— START OF Raw data —

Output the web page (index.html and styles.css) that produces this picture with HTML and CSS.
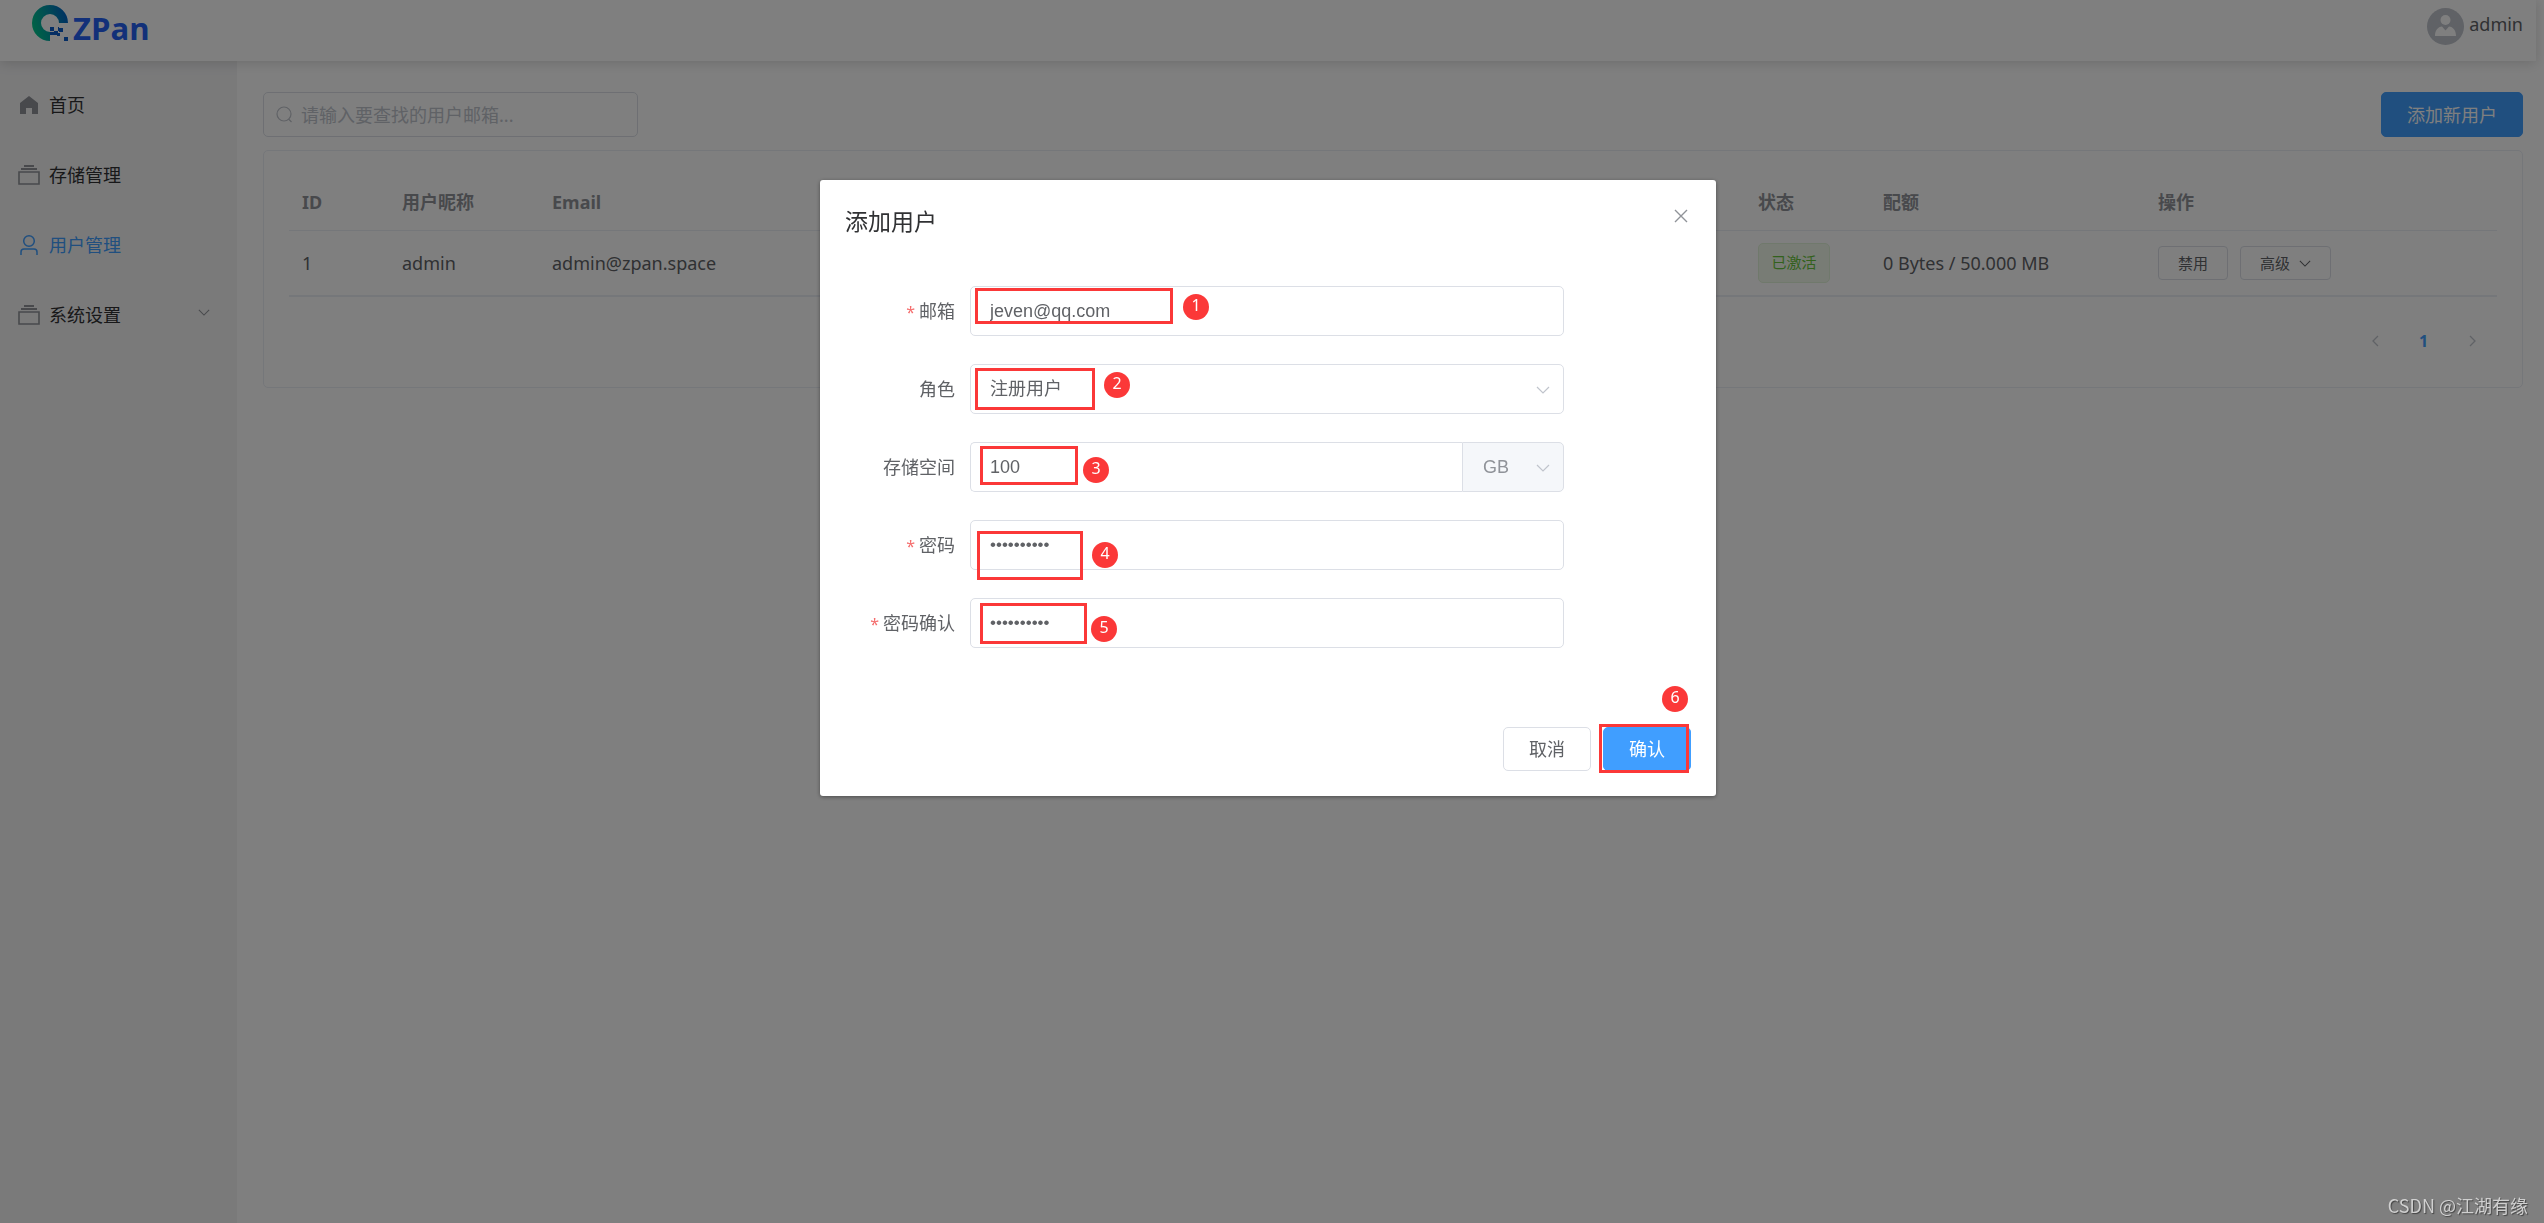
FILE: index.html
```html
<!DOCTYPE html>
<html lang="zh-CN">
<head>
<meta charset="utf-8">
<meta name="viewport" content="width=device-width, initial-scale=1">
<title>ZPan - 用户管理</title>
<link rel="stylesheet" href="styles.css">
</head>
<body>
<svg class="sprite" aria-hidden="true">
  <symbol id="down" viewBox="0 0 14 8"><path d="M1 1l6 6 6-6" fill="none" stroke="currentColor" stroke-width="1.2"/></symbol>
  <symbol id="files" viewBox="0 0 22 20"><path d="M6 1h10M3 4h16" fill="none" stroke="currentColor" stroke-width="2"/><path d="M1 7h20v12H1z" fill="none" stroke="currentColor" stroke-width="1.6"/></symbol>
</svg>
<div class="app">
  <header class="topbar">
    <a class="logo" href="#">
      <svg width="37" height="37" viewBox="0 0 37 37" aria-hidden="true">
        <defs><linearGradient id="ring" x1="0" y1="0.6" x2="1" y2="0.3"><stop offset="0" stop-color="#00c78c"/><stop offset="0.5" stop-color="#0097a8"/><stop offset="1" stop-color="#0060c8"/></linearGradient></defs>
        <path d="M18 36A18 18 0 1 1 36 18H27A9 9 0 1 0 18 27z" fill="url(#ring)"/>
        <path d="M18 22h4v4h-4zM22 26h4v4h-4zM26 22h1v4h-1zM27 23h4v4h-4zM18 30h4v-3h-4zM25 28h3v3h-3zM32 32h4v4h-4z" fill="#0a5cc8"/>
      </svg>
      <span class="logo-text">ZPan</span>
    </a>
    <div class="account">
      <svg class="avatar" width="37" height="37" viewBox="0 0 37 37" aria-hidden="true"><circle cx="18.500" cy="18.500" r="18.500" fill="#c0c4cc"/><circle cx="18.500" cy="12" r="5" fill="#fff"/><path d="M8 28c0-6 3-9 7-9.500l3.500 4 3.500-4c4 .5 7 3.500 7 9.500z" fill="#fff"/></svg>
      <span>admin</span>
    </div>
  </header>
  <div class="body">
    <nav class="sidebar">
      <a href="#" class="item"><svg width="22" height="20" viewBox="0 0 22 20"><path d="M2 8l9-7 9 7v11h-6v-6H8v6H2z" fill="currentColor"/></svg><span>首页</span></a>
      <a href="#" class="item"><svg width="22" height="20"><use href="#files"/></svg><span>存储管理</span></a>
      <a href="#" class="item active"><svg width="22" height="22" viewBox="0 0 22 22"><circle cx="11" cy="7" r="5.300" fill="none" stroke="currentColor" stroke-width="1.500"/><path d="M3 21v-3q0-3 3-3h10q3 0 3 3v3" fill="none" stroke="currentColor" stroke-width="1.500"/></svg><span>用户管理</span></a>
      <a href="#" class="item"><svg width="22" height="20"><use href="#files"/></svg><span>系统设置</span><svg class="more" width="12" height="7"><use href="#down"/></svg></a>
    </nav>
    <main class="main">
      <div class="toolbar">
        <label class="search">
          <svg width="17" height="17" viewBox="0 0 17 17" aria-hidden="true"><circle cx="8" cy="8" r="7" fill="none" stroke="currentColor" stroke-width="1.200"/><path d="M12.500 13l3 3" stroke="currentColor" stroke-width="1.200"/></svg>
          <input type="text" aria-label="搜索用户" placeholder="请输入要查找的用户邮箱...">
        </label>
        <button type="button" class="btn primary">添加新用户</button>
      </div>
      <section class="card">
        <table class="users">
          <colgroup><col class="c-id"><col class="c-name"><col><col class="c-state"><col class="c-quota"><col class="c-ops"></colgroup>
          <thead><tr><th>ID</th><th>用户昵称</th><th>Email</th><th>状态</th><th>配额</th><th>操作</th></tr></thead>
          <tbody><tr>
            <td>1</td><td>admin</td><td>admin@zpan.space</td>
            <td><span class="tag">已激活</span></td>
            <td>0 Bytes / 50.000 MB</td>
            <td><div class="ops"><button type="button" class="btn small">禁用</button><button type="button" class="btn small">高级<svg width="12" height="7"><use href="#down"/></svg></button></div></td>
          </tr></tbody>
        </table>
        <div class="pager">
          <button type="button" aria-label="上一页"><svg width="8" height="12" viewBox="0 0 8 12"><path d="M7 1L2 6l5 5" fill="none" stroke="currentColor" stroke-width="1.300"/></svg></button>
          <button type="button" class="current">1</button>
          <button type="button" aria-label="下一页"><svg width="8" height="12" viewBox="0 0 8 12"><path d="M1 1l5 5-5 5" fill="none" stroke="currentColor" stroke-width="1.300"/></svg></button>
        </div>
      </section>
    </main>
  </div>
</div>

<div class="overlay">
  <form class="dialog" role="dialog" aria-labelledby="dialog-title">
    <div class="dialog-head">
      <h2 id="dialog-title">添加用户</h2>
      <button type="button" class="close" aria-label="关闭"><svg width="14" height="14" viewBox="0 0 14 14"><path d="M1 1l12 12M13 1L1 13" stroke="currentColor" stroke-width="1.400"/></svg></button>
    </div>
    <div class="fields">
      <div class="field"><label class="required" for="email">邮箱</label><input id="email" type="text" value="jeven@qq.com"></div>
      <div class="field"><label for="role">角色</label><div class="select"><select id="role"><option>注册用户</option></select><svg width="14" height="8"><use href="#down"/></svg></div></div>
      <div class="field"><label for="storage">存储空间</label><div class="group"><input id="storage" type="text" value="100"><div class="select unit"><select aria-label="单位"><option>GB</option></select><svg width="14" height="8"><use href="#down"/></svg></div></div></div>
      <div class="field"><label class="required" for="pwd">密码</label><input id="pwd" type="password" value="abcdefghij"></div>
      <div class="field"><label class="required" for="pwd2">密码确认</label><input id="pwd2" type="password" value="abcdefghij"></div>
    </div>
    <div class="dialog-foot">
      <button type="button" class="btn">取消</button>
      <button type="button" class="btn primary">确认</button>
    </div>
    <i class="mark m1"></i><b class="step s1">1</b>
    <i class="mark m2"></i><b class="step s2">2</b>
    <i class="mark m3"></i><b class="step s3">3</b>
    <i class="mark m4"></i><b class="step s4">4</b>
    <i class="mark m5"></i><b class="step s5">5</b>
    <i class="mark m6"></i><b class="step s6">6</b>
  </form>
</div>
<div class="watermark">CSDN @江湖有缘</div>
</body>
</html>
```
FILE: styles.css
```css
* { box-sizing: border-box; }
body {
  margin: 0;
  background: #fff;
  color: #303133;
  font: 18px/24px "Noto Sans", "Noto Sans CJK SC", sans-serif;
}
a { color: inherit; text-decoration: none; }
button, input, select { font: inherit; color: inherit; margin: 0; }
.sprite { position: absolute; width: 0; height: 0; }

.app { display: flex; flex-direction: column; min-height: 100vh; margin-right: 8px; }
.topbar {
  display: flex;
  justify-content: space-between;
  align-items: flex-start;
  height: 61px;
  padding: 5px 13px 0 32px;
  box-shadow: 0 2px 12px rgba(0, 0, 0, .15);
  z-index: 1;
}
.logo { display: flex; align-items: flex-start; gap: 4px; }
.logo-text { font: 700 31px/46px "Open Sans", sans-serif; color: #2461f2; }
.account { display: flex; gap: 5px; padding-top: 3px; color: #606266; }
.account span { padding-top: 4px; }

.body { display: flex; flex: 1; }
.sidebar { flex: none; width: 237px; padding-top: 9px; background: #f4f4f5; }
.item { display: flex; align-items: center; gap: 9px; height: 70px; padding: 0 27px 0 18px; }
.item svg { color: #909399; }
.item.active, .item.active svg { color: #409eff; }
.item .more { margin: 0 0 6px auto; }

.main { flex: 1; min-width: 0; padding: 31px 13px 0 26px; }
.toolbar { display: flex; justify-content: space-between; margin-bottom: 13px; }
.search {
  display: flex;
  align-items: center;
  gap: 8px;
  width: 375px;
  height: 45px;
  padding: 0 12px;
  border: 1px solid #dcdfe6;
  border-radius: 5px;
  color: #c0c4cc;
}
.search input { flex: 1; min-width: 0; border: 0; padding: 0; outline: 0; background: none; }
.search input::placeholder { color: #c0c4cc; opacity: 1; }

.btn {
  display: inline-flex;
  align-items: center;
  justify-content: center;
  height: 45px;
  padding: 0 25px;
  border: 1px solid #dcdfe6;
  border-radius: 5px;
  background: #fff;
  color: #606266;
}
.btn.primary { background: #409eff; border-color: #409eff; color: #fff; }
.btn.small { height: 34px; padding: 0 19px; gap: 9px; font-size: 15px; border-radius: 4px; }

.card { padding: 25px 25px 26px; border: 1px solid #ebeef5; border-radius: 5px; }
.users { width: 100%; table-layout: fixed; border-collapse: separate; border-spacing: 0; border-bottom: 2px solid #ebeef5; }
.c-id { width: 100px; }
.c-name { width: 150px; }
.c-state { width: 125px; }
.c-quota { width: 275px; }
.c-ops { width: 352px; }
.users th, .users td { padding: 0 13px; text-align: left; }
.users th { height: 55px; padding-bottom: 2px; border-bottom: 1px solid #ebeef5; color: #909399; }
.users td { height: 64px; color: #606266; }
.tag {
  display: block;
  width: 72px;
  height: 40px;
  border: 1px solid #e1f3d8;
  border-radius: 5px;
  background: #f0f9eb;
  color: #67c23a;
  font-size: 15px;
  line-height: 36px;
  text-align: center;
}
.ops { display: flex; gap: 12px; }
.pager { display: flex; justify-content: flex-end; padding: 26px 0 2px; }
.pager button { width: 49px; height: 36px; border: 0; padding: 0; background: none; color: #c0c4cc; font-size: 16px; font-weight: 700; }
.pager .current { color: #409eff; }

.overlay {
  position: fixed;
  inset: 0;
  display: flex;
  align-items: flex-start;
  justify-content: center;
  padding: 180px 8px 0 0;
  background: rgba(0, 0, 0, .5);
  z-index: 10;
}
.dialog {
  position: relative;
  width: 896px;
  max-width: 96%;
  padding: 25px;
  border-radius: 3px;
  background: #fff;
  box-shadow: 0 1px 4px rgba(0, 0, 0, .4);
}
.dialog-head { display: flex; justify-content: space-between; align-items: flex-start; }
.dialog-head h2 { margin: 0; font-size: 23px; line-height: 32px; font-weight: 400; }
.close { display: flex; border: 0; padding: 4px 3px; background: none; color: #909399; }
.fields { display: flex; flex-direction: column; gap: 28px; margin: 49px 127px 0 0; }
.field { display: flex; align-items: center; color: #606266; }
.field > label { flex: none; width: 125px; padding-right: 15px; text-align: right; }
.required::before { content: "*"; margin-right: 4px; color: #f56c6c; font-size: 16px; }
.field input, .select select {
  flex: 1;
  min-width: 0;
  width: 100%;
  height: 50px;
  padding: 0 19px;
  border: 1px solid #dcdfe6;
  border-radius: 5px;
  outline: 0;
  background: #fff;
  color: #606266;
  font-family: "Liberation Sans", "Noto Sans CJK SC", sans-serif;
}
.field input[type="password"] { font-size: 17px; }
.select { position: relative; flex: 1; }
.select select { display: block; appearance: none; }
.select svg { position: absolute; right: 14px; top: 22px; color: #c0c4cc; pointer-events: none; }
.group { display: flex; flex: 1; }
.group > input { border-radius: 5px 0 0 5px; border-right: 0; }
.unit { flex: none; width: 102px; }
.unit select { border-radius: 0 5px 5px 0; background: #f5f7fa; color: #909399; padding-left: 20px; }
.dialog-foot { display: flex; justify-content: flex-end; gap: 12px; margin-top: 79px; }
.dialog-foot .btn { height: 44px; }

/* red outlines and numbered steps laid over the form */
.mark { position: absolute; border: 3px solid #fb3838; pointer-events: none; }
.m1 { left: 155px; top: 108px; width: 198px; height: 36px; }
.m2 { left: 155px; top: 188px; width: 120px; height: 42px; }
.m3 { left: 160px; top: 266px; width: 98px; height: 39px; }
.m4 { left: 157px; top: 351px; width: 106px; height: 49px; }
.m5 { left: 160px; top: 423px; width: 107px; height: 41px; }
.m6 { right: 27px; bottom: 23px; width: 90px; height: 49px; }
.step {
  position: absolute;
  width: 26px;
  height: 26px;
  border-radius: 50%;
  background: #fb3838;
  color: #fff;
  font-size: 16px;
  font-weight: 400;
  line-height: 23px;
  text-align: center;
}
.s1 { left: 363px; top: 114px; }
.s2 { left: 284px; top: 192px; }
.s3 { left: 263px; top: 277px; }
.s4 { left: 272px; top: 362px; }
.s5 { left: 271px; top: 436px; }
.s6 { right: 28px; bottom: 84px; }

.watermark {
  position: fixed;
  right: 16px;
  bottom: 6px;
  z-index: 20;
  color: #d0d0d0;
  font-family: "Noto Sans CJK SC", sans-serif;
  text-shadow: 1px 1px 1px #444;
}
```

— END OF Raw data —

| Work to complete |
Say how many lines include the word "styles"; reply with the number alone.

| Output of the task |
3